What is a VPI study?

  • A VPI radiographic study takes place in the radiology department along with the SLP and radiology staff.
  • Assesses certain speech sounds for nasal air emission or hypernasality.
  • Evaluates the movement of the muscles for speech to help determine why someone may be experiencing nasal speech.
  • Determines how severe this speech problem is and guides appropriate treatment.

What to expect?

  • The VPI study can be completed on children (ages 4 and up) and adults.
  • Barium contrast is placed into the nose via nose drops.
  • During the exam, the patient sits in a special chair and/or stands next to the x-ray machine and says various sounds, words, or sentences while an xray video takes images of the nose, mouth and back of the throat.
  • We will first complete an interview before the study to gather medical information and plan the examination.
  • Following the test, the SLP will review the preliminary findings with the patient and family.
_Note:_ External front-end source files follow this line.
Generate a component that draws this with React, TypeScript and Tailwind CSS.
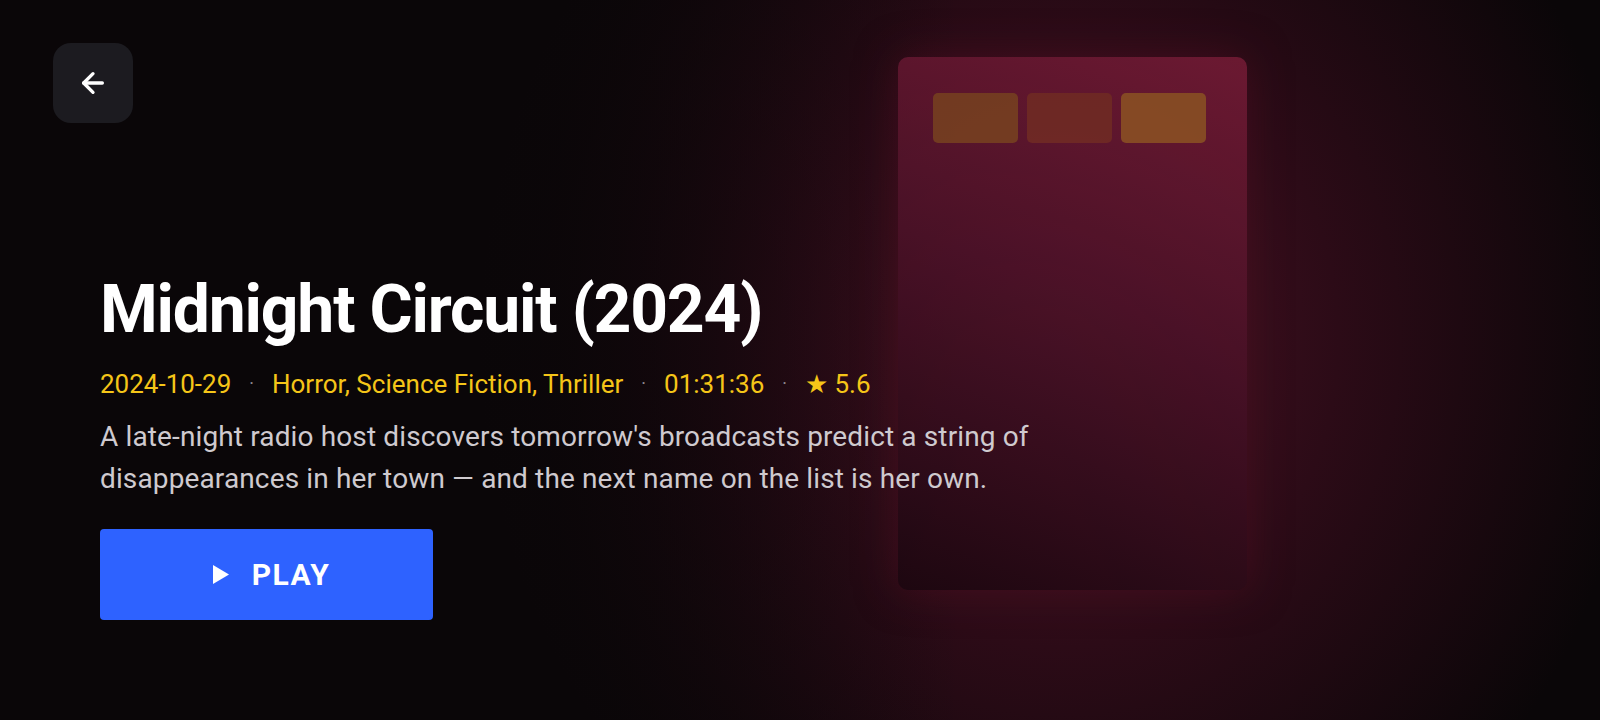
import { ArrowLeft } from 'lucide-react'

const meta = ['2024-10-29', 'Horror, Science Fiction, Thriller', '01:31:36']

function Dot() {
    return <span className="mx-[18px] text-[18px] text-[#8f8a8f]">·</span>
}

export default function App() {
    return (
        <div className="relative h-[720px] w-[1600px] overflow-hidden bg-[#0a0608] font-['Roboto',sans-serif]">
            {/* backdrop: red glow behind the poster art */}
            <div className="absolute inset-0 bg-[radial-gradient(ellipse_580px_640px_at_1060px_340px,#4c1325_0%,#2c0b17_48%,#0a0608_100%)]" />
            <div className="absolute inset-0 bg-[linear-gradient(90deg,#0a0608_0%,rgba(10,6,8,0.85)_35%,rgba(10,6,8,0)_60%)]" />
            <div className="absolute inset-0 pl-[898px] pt-[57px]">
                <div className="flex h-[533px] w-[349px] gap-[9px] rounded-[10px] bg-[linear-gradient(200deg,#731b35_0%,#4c1228_45%,#1c0710_100%)] px-[35px] pt-[36px] opacity-90 shadow-[0_0_40px_rgba(90,20,40,0.5)]">
                    <div className="h-[50px] w-[85px] rounded-[5px] bg-[#7a4022]" />
                    <div className="h-[50px] w-[85px] rounded-[5px] bg-[#742b26]" />
                    <div className="h-[50px] w-[85px] rounded-[5px] bg-[#8e5026]" />
                </div>
            </div>

            <div className="relative flex h-full flex-col pl-[100px]">
                <button className="ml-[-47px] mt-[43px] flex h-[80px] w-[80px] items-center justify-center rounded-[18px] bg-[#1c1b20]">
                    <ArrowLeft className="h-[32px] w-[32px] text-white" strokeWidth={2.5} />
                </button>

                <h1 className="mt-[154px] text-[66px] font-bold leading-none tracking-[-1.2px] text-white">
                    Midnight Circuit (2024)
                </h1>

                <div className="mt-[28px] flex items-center text-[26px] leading-none text-[#f5c518]">
                    {meta.map((m) => (
                        <span key={m} className="flex items-center">
                            {m}
                            <Dot />
                        </span>
                    ))}
                    <span>★ 5.6</span>
                </div>

                <p className="mt-[19px] w-[1020px] text-[28px] leading-[42px] tracking-[0.13px] text-[#cfcacf]">
                    A late-night radio host discovers tomorrow's broadcasts predict a string of disappearances in her town — and the next name on the list is her own.
                </p>

                <button className="mt-[29px] flex h-[91px] w-[333px] items-center justify-center gap-[22px] rounded-[4px] bg-[#2e62ff] pl-[9px] text-[30px] font-bold tracking-[1.5px] text-white">
                    <svg width="18" height="21" viewBox="0 0 18 21">
                        <path d="M1 1 L17 10.5 L1 20 Z" fill="white" />
                    </svg>
                    PLAY
                </button>
            </div>
        </div>
    )
}
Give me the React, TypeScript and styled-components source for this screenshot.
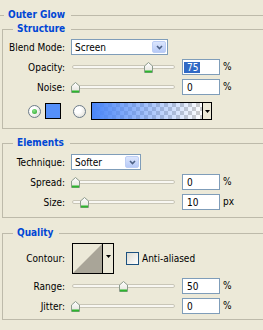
import styled, { createGlobalStyle } from 'styled-components'

const GlobalStyle = createGlobalStyle`
  html, body {
    margin: 0;
    padding: 0;
    background: #ECE9D8;
  }

  body {
    color: #000;
    font-family: "DejaVu Sans Condensed", "DejaVu Sans", "Liberation Sans", sans-serif;
    font-size: 10px;
    overflow: hidden;
  }
`

const LINE = '#BDBAAA'
const BLUE_TITLE = '#0046D5'
const FIELD_BORDER = '#7F9DB9'

const Panel = styled.div`
  box-sizing: border-box;
  height: 330px;
  overflow: hidden;
  padding-top: 8px;
  width: 263px;
`

const Header = styled.div`
  align-items: center;
  display: flex;
  height: 14px;
  width: 300px;
`

const Rule = styled.span<{ $w?: number }>`
  background: ${LINE};
  flex: ${p => (p.$w ? `0 0 ${p.$w}px` : '1')};
  height: 1px;
`

const Title = styled.span`
  color: ${BLUE_TITLE};
  font-weight: bold;
  line-height: 14px;
  margin: 0 6px 0 4px;
`

const Group = styled.fieldset<{ $pt: number, $pb: number, $mt: number }>`
  border: 1px solid ${LINE};
  box-sizing: border-box;
  display: flex;
  flex-direction: column;
  gap: 4px;
  margin: ${p => p.$mt}px 0 0 2px;
  min-width: 0;
  padding: ${p => p.$pt}px 0 ${p => p.$pb}px 0;
  width: 300px;
`

const Legend = styled.legend`
  color: ${BLUE_TITLE};
  font-weight: bold;
  line-height: 14px;
  margin-left: 10px;
  padding: 0 6px 0 4px;
`

const Row = styled.div<{ $h?: number }>`
  align-items: center;
  display: flex;
  height: ${p => p.$h ?? 16}px;
`

const Label = styled.label`
  flex: none;
  margin-right: 6px;
  text-align: right;
  white-space: nowrap;
  width: 62px;
`

const Select = styled.div<{ $w: number }>`
  align-items: center;
  background: #fff;
  border: 1px solid ${FIELD_BORDER};
  box-sizing: border-box;
  display: flex;
  height: 16px;
  padding-left: 3px;
  width: ${p => p.$w}px;
`

const SelectText = styled.span`
  flex: 1;
`

const DropButton = styled.span`
  align-items: center;
  background: linear-gradient(#DCE6FD, #B7CAF7);
  border: 1px solid #BDCEF5;
  border-radius: 2px;
  box-sizing: border-box;
  display: flex;
  height: 12px;
  justify-content: center;
  margin-right: 1px;
  width: 14px;
`

const Slider = styled.div`
  align-items: center;
  display: flex;
  flex: none;
  height: 16px;
  padding: 0 1px;
  position: relative;
  width: 103px;
`

const Track = styled.div`
  background: #F8F7F2;
  border: 1px solid #C9C6B7;
  border-radius: 2px;
  flex: 1;
  height: 2px;
`

const Thumb = styled.svg`
  left: 0;
  position: absolute;
  top: 3px;
`

const NumberBox = styled.div`
  align-items: center;
  background: #fff;
  border: 1px solid ${FIELD_BORDER};
  box-sizing: border-box;
  display: flex;
  height: 16px;
  margin-left: 6px;
  padding-left: 1px;
  width: 38px;
`

const Value = styled.span<{ $selected?: boolean }>`
  background: ${p => (p.$selected ? '#316AC5' : 'transparent')};
  color: ${p => (p.$selected ? '#fff' : '#000')};
  display: inline-block;
  line-height: 11px;
  padding: 0 2px 0 3px;
`

const Unit = styled.span`
  margin-left: 3px;
  margin-top: -2px;
`

const ColorRow = styled(Row)`
  margin-top: 3px;
`

const Radio = styled.span<{ $checked?: boolean, $ml: number }>`
  align-items: center;
  background: radial-gradient(circle at 35% 35%, #fff 30%, #D8D7CE);
  border: 1px solid #6D7C8A;
  border-radius: 50%;
  box-sizing: border-box;
  display: flex;
  flex: none;
  height: 13px;
  justify-content: center;
  margin-left: ${p => p.$ml}px;
  width: 13px;

  &::after {
    background: radial-gradient(circle at 40% 35%, #8AE38A, #21A121);
    border-radius: 50%;
    content: '';
    display: ${p => (p.$checked ? 'block' : 'none')};
    height: 5px;
    width: 5px;
  }
`

const Swatch = styled.span`
  background: #5590FA;
  border: 1px solid #000;
  box-sizing: border-box;
  flex: none;
  height: 16px;
  margin-left: 4px;
  width: 16px;
`

const GradientPicker = styled.div`
  border: 1px solid #000;
  box-sizing: border-box;
  display: flex;
  flex: none;
  height: 18px;
  margin-left: 5px;
  width: 121px;
`

const GradientFill = styled.span`
  background:
    linear-gradient(to right, #4A86F8, rgba(74, 134, 248, 0)),
    conic-gradient(#fff 25%, #CDCDCD 0 50%, #fff 0 75%, #CDCDCD 0) 0 0 / 8px 8px;
  flex: 1;
`

const ArrowCell = styled.span<{ $w: number, $top?: number }>`
  align-items: ${p => (p.$top !== undefined ? 'flex-start' : 'center')};
  background: #ECE9D8;
  border-left: 1px solid #000;
  box-sizing: border-box;
  display: flex;
  flex: none;
  justify-content: center;
  padding-top: ${p => p.$top ?? 0}px;
  width: ${p => p.$w}px;
`

const ContourPicker = styled.div`
  border: 1px solid #000;
  box-sizing: border-box;
  display: flex;
  flex: none;
  height: 31px;
  margin-left: 1px;
  width: 42px;
`

const ContourPreview = styled.svg`
  background: #ECE9D8;
  display: block;
  flex: 1;
`

const Checkbox = styled.span`
  background: linear-gradient(135deg, #DCDBD3, #fff);
  border: 1px solid #1C5180;
  box-sizing: border-box;
  flex: none;
  height: 13px;
  margin-left: 12px;
  width: 13px;
`

const CheckLabel = styled.span`
  margin-left: 3px;
`

function Chevron () {
  return (
    <svg width='7' height='5' viewBox='0 0 7 5'>
      <path d='M1 1 L3.5 3.5 L6 1' fill='none' stroke='#4D6185' strokeWidth='1.6' />
    </svg>
  )
}

function DownArrow () {
  return (
    <svg width='5' height='3' viewBox='0 0 5 3'>
      <path d='M0 0 H5 L2.5 3 Z' fill='#000' />
    </svg>
  )
}

function Combo ({ label, value, width }: { label: string, value: string, width: number }) {
  return (
    <Row>
      <Label>{label}</Label>
      <Select $w={width}>
        <SelectText>{value}</SelectText>
        <DropButton><Chevron /></DropButton>
      </Select>
    </Row>
  )
}

function SliderRow ({ label, value, pct, unit, selected }: { label: string, value: string, pct: number, unit: string, selected?: boolean }) {
  return (
    <Row>
      <Label>{label}</Label>
      <Slider>
        <Track />
        <Thumb width='9' height='11' viewBox='0 0 9 11' style={{ left: Math.round(pct * 0.96) }}>
          <defs>
            <linearGradient id='thumbFill' x1='0' y1='0' x2='0' y2='1'>
              <stop offset='0' stopColor='#fff' />
              <stop offset='1' stopColor='#E4E3DB' />
            </linearGradient>
          </defs>
          <path d='M0.5 10.5 V4 L4.5 0.5 L8.5 4 V10.5 Z' fill='url(#thumbFill)' stroke='#8C9A8C' />
          <rect x='1' y='8.5' width='7' height='2' fill='#2DB52D' />
        </Thumb>
      </Slider>
      <NumberBox>
        <Value $selected={selected}>{value}</Value>
      </NumberBox>
      <Unit>{unit}</Unit>
    </Row>
  )
}

export default function App () {
  return (
    <>
      <GlobalStyle />
      <Panel>
        <Header>
          <Rule $w={4} />
          <Title>Outer Glow</Title>
          <Rule />
        </Header>

        <Group $mt={0} $pt={3} $pb={8}>
          <Legend>Structure</Legend>
          <Combo label='Blend Mode:' value='Screen' width={97} />
          <SliderRow label='Opacity:' value='75' pct={76} unit='%' selected />
          <SliderRow label='Noise:' value='0' pct={0} unit='%' />
          <ColorRow $h={18}>
            <Radio $ml={25} $checked />
            <Swatch />
            <Radio $ml={12} />
            <GradientPicker>
              <GradientFill />
              <ArrowCell $w={9}><DownArrow /></ArrowCell>
            </GradientPicker>
          </ColorRow>
        </Group>

        <Group $mt={7} $pt={4} $pb={7}>
          <Legend>Elements</Legend>
          <Combo label='Technique:' value='Softer' width={70} />
          <SliderRow label='Spread:' value='0' pct={0} unit='%' />
          <SliderRow label='Size:' value='10' pct={9.5} unit='px' />
        </Group>

        <Group $mt={8} $pt={3} $pb={5}>
          <Legend>Quality</Legend>
          <Row $h={31}>
            <Label>Contour:</Label>
            <ContourPicker>
              <ContourPreview viewBox='0 0 28 29' preserveAspectRatio='none'>
                <polygon points='0,29 28,0 28,29' fill='#A9A598' />
              </ContourPreview>
              <ArrowCell $w={11} $top={11}><DownArrow /></ArrowCell>
            </ContourPicker>
            <Checkbox />
            <CheckLabel>Anti-aliased</CheckLabel>
          </Row>
          <SliderRow label='Range:' value='50' pct={50} unit='%' />
          <SliderRow label='Jitter:' value='0' pct={0} unit='%' />
        </Group>
      </Panel>
    </>
  )
}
Once the images are reviewed, a report of the findings is placed within the electronic medical record. The findings are also provided to the referring physician and discussed collaboratively to make recommendations.
  • Sometimes, there are other tests that take place at the same time. This may include a videofluoroscopic swallowing study and/or a speech evaluation and a nasometer to take sound measurements while the patient produces speech.